Over the past few decades, various therapies that block TGF-β signaling have been studied in preclinical and clinical trials; however, due to the dual systemic effects of TGF-β and the complexity of the tumor microenvironment, the results of clinical trials have been disappointing. Smart nanodelivery systems with the ability to respond to stimuli and target specific sites address the Janus-faced biology of TGF-β through spatially precise inhibition.Nanoparticles targeting TGF-β can form a positive feedback loop, enhancing their penetration and delivery efficiency, thanks to the role of TGF-β in remodeling the tumor microenvironment. This review first provides an overview of the functions of TGF-β signaling, summarizes various tools for inhibiting TGF-β signaling, and comprehensively highlights advanced nanoparticles targeting TGF-β. It elucidates the symbiotic interaction between TGF-β blockade and nanoparticles, where nanomaterial-based strategies optimize the specificity of TGF-β targeting, and TGF-β blockade in turn enhances the efficiency of nanoparticle-mediated delivery. Additionally, current challenges and future directions are emphasized to guide the future development of TGF-β blockade strategies and anti-tumor therapeutic nanoparticles.

Summary

In recent years, nanotechnology targeting the TGF-β signaling pathway has emerged as a promising approach for cancer treatment. TGF-β plays a dual role in tumors: it suppresses tumors early but promotes growth, metastasis, and immune suppression in advanced stages. Traditional TGF-β inhibitors face challenges like systemic side effects, off-target effects, and poor tumor penetration. Smart nanoparticle delivery systems offer a revolutionary solution by precisely targeting tumors, reducing damage to normal tissues, and remodeling the tumor microenvironment (e.g., loosening the extracellular matrix, improving vascular function, and reactivating immune cells). This creates a virtuous cycle: nanoparticles inhibit TGF-β to enhance drug penetration, while improved therapy further boosts anti-tumor effects.

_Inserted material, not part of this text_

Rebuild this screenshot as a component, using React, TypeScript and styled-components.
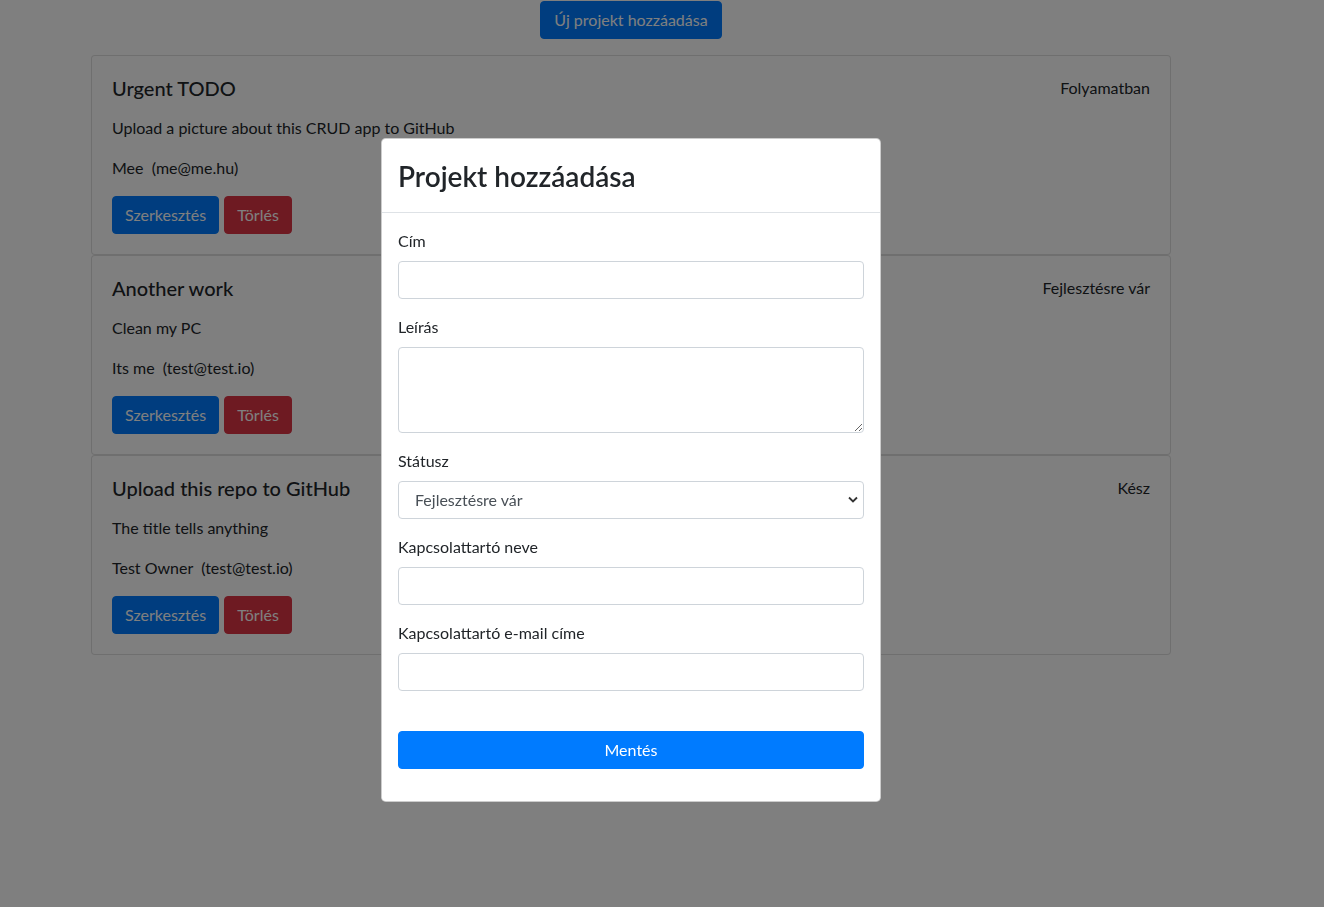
import React from "react";
import styled, { createGlobalStyle, css } from "styled-components";

const GlobalStyle = createGlobalStyle`
  * { box-sizing: border-box; }
  html, body { margin: 0; padding: 0; }
  body {
    font-family: Lato, "Liberation Sans", sans-serif;
    font-size: 16px;
    line-height: 1.5;
    color: #212529;
    background: #fff;
  }
`;

const Page = styled.div`
  width: 1262px;
  display: flex;
  flex-direction: column;
  align-items: center;
  padding-top: 1px;
`;

const Button = styled.button<{ $variant: "primary" | "danger" }>`
  display: inline-block;
  font-family: inherit;
  font-size: 16px;
  line-height: 24px;
  font-weight: 400;
  padding: 6px 12px;
  border-radius: 4px;
  border: 1px solid transparent;
  color: #fff;
  cursor: pointer;
  ${(p) =>
    p.$variant === "primary"
      ? css`
          background: #007bff;
          border-color: #007bff;
        `
      : css`
          background: #dc3545;
          border-color: #dc3545;
        `}
`;

const TopButton = styled(Button)`
  margin-bottom: 16px;
  padding: 6px 13px;
`;

const CardList = styled.div`
  width: 1080px;
  display: flex;
  flex-direction: column;
`;

const Card = styled.div`
  border: 1px solid rgba(0, 0, 0, 0.125);
  border-radius: 4px;
  padding: 20px;
  background: #fff;
`;

const CardHead = styled.div`
  display: flex;
  justify-content: space-between;
  align-items: center;
  margin-bottom: 16px;
`;

const CardTitle = styled.h5`
  margin: 0;
  font-size: 20px;
  font-weight: 500;
  line-height: 24px;
`;

const Status = styled.span`
  line-height: 24px;
`;

const Text = styled.p`
  margin: 0 0 16px;
  line-height: 24px;
`;

const Actions = styled.div`
  display: flex;
  gap: 5px;
`;

const Backdrop = styled.div`
  position: fixed;
  inset: 0;
  background: rgba(0, 0, 0, 0.5);
  display: flex;
  justify-content: center;
  align-items: flex-start;
  padding: 138px 62px 0 0;
`;

const Dialog = styled.div`
  width: 500px;
  background: #fff;
  border: 1px solid rgba(0, 0, 0, 0.2);
  border-radius: 4.8px;
`;

const ModalHeader = styled.div`
  padding: 20px 16px 16px;
  border-bottom: 1px solid #dee2e6;
`;

const ModalTitle = styled.h3`
  margin: 0 0 3px;
  font-size: 28px;
  font-weight: 600;
  line-height: 34px;
`;

const ModalBody = styled.form`
  padding: 16px;
`;

const FormGroup = styled.div`
  margin-bottom: 16px;
`;

const Label = styled.label`
  display: block;
  margin-bottom: 8px;
  line-height: 24px;
`;

const fieldBase = css`
  display: block;
  width: 100%;
  font-family: inherit;
  font-size: 16px;
  line-height: 24px;
  color: #495057;
  background: #fff;
  border: 1px solid #ced4da;
  border-radius: 4px;
  padding: 6px 12px;
  outline: none;
`;

const Input = styled.input`
  ${fieldBase};
  height: 38px;
`;

const TextArea = styled.textarea`
  ${fieldBase};
  height: 86px;
`;

const SelectWrap = styled.div`
  position: relative;
`;

const Select = styled.select`
  ${fieldBase};
  height: 38px;
  appearance: none;
  padding-left: 16px;
`;

const Chevron = styled.svg`
  position: absolute;
  right: 6px;
  top: 15px;
  pointer-events: none;
`;

const SaveButton = styled(Button)`
  display: block;
  width: 100%;
  margin: 40px 0 16px;
`;

const projects = [
  {
    title: "Urgent TODO",
    status: "Folyamatban",
    desc: "Upload a picture about this CRUD app to GitHub",
    owner: "Mee",
    email: "me@me.hu",
  },
  {
    title: "Another work",
    status: "Fejlesztésre vár",
    desc: "Clean my PC",
    owner: "Its me",
    email: "test@test.io",
  },
  {
    title: "Upload this repo to GitHub",
    status: "Kész",
    desc: "The title tells anything",
    owner: "Test Owner",
    email: "test@test.io",
  },
];

export default function App() {
  return (
    <>
      <GlobalStyle />
      <Page>
        <TopButton $variant="primary">Új projekt hozzáadása</TopButton>
        <CardList>
          {projects.map((p) => (
            <Card key={p.title}>
              <CardHead>
                <CardTitle>{p.title}</CardTitle>
                <Status>{p.status}</Status>
              </CardHead>
              <Text>{p.desc}</Text>
              <Text>
                {p.owner}
                {"\u00a0 "}({p.email})
              </Text>
              <Actions>
                <Button $variant="primary">Szerkesztés</Button>
                <Button $variant="danger">Törlés</Button>
              </Actions>
            </Card>
          ))}
        </CardList>
      </Page>
      <Backdrop>
        <Dialog>
          <ModalHeader>
            <ModalTitle>Projekt hozzáadása</ModalTitle>
          </ModalHeader>
          <ModalBody onSubmit={(e) => e.preventDefault()}>
            <FormGroup>
              <Label>Cím</Label>
              <Input type="text" />
            </FormGroup>
            <FormGroup>
              <Label>Leírás</Label>
              <TextArea rows={3} />
            </FormGroup>
            <FormGroup>
              <Label>Státusz</Label>
              <SelectWrap>
                <Select defaultValue="Fejlesztésre vár">
                  <option>Fejlesztésre vár</option>
                  <option>Folyamatban</option>
                  <option>Kész</option>
                </Select>
                <Chevron width="10" height="7" viewBox="0 0 10 7">
                  <polyline
                    points="1,1.5 5,5.5 9,1.5"
                    fill="none"
                    stroke="#333"
                    strokeWidth="1.8"
                  />
                </Chevron>
              </SelectWrap>
            </FormGroup>
            <FormGroup>
              <Label>Kapcsolattartó neve</Label>
              <Input type="text" />
            </FormGroup>
            <FormGroup>
              <Label>Kapcsolattartó e-mail címe</Label>
              <Input type="email" />
            </FormGroup>
            <SaveButton $variant="primary" type="submit">
              Mentés
            </SaveButton>
          </ModalBody>
        </Dialog>
      </Backdrop>
    </>
  );
}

The review covers various TGF-β-targeting nanoparticle strategies, including stimuli-responsive polymer nanoparticles, theranostic inorganic/hybrid nanoparticles, and biomimetic cell membrane-coated nanoparticles. These can synergize with chemotherapy, immunotherapy, or targeted therapy—e.g., a "two-wave" strategy where TGF-β inhibitor-loaded nanoparticles first remodel the microenvironment, followed by a second wave of therapeutic nanoparticles to significantly improve efficacy. However, challenges remain, such as certain inorganic materials accidentally activating TGF-β and promoting metastasis, underscoring the need for material safety. Future efforts should focus on developing next-generation nanoparticles that intelligently distinguish tumor stages and responsively adapt to the microenvironment, key for clinical translation.